Catalogue raisonné: Krause 198
Provenance:
The artist’s estate
Galerie Nierendorf, Berlin (1960s/1970s)
Private collection, North Rhine-Westphalia
Private collection, North Rhine-Westphalia (by descent)
This very concise sculpture dates from one of the sculptor’s most striking creative phases: it is one of the few figures that was created in absolute opposition to the prevailing doctrine of National Socialist aesthetics and could even be saved. It was realised under extreme conditions and in the strictest secrecy. Karl Hartung even had to hide it in his Berlin studio during regular inspections. The degree of abstraction must be categorised as “dangerously high” in view of the period in which it was created, when any hint of abstract representation was banned and declared “degenerate art”. This work symbolises a milestone in Hartung’s very early and courageous departure from naturalistic and realistic sculpture in Germany in the 1930s. “A certain independence could only be maintained if a clear line was drawn between production for the public and the actual artistic work.” (Markus Krause, WVZ p. 67)

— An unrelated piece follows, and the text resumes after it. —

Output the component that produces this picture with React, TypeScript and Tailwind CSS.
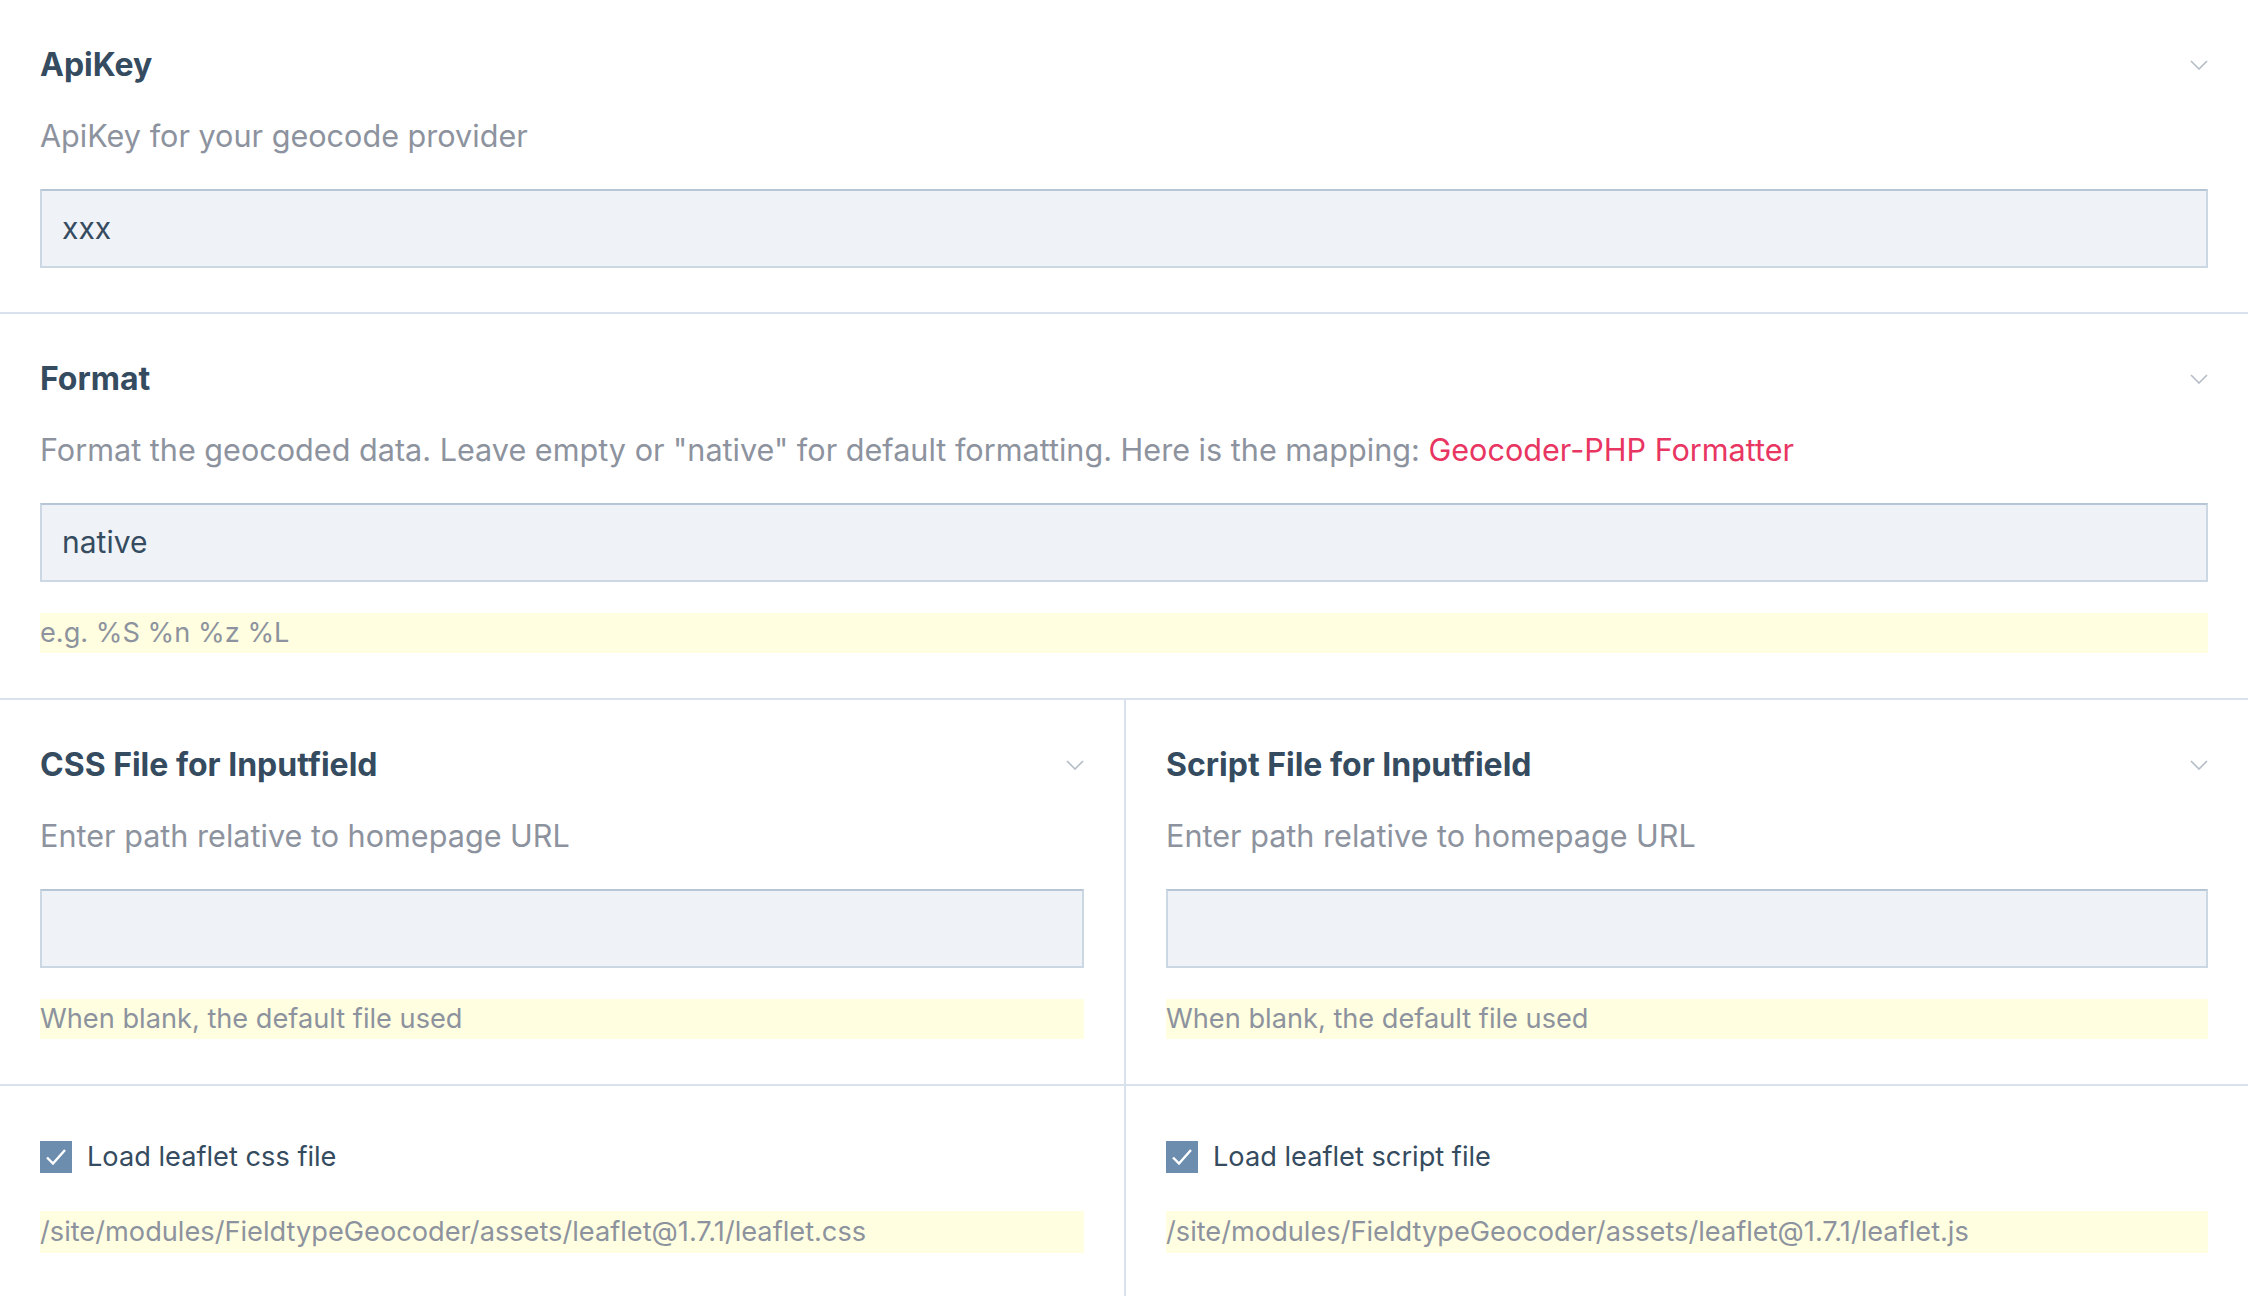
const font = { fontFamily: 'Inter, "Noto Sans", sans-serif' }

function Chevron() {
  return (
    <svg width="18" height="10" viewBox="0 0 18 10" fill="none" className="shrink-0">
      <path d="M1 1l8 8 8-8" stroke="#b4bcc6" strokeWidth="1.6" />
    </svg>
  )
}

function Field({
  label,
  desc,
  value,
  notes,
}: {
  label: string
  desc: React.ReactNode
  value?: string
  notes?: string
}) {
  return (
    <div className={`px-10 pt-[41px] ${notes ? 'pb-[45px]' : 'pb-[44px]'}`}>
      <div className="flex items-center justify-between h-12">
        <h2 className="text-[32px] font-bold text-[#354b60] leading-[48px]">{label}</h2>
        <Chevron />
      </div>
      <p className="mt-[25px] text-[30.6px] leading-[44px] text-[#8d939e]">{desc}</p>
      <div className="mt-[31px] h-[79px] bg-[#eff3f7] border-2 border-[#cbd7e3] border-t-[#b7c6d6] flex items-center px-[20px] text-[30px] text-[#354b60]">
        {value}
      </div>
      {notes && (
        <div className="mt-[31px] h-10 bg-[#fffee0] flex items-center text-[27.2px] text-[#8d939e]">
          {notes}
        </div>
      )}
    </div>
  )
}

function CheckField({ label, path }: { label: string; path: string }) {
  return (
    <div className="px-10 pt-[55px] pb-[44px]">
      <div className="flex items-center gap-[15px] h-8">
        <span className="w-8 h-8 bg-[#6c8dae] flex items-center justify-center">
          <svg width="22" height="18" viewBox="0 0 22 18" fill="none">
            <path d="M2 9.5l6 6L20 2" stroke="#fff" strokeWidth="2.4" />
          </svg>
        </span>
        <span className="text-[27.2px] text-[#354b60]">{label}</span>
      </div>
      <div className="mt-[38px] h-[42px] bg-[#fffee0] flex items-center text-[27.2px] text-[#8d939e]">
        {path}
      </div>
    </div>
  )
}

export default function App() {
  return (
    <div className="w-[2248px] min-h-[1296px] bg-white" style={font}>
      <Field label="ApiKey" desc="ApiKey for your geocode provider" value="xxx" />
      <div className="border-t-2 border-[#d9e2ec]">
        <Field
          label="Format"
          desc={
            <>
              Format the geocoded data. Leave empty or "native" for default formatting. Here is the mapping:{' '}
              <a href="#" className="text-[#e83561]">Geocoder-PHP Formatter</a>
            </>
          }
          value="native"
          notes="e.g. %S %n %z %L"
        />
      </div>
      <div className="border-t-2 border-[#d9e2ec] grid grid-cols-2">
        <Field label="CSS File for Inputfield" desc="Enter path relative to homepage URL" notes="When blank, the default file used" />
        <div className="border-l-2 border-[#d9e2ec]">
          <Field label="Script File for Inputfield" desc="Enter path relative to homepage URL" notes="When blank, the default file used" />
        </div>
      </div>
      <div className="border-t-2 border-[#d9e2ec] grid grid-cols-2">
        <CheckField label="Load leaflet css file" path="/site/modules/FieldtypeGeocoder/assets/leaflet@1.7.1/leaflet.css" />
        <div className="border-l-2 border-[#d9e2ec]">
          <CheckField label="Load leaflet script file" path="/site/modules/FieldtypeGeocoder/assets/leaflet@1.7.1/leaflet.js" />
        </div>
      </div>
    </div>
  )
}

This piece definitely belonged to the actual artistic work of the time and was “not made for sandwiches” (an expression by Karl Hartung, quote). “Hartung’s sculptural works thus thematise a reality of life that represents a counter-world to external reality. They claim a free space for themselves that eludes all social and political appropriation. In this respect, they also indirectly represent a protest against the living conditions under National Socialism. With his sculptures, Hartung rejected the official value system in a fundamental and radical way. The image of man expressed in his figurative works is completely absorbed in a universal, metaphysical view of the world, which conjures up a wholeness that is largely ignored in everyday life. A visually visualised reconnection that Hartung understood not as regression but as a positive dissolution of boundaries.” (Markus Krause, WVZ p. 72)
The discovery of this sculpture could have cost Hartung everything at the time and thus became a symbol of his inner rebellion and his crossing of artistic boundaries.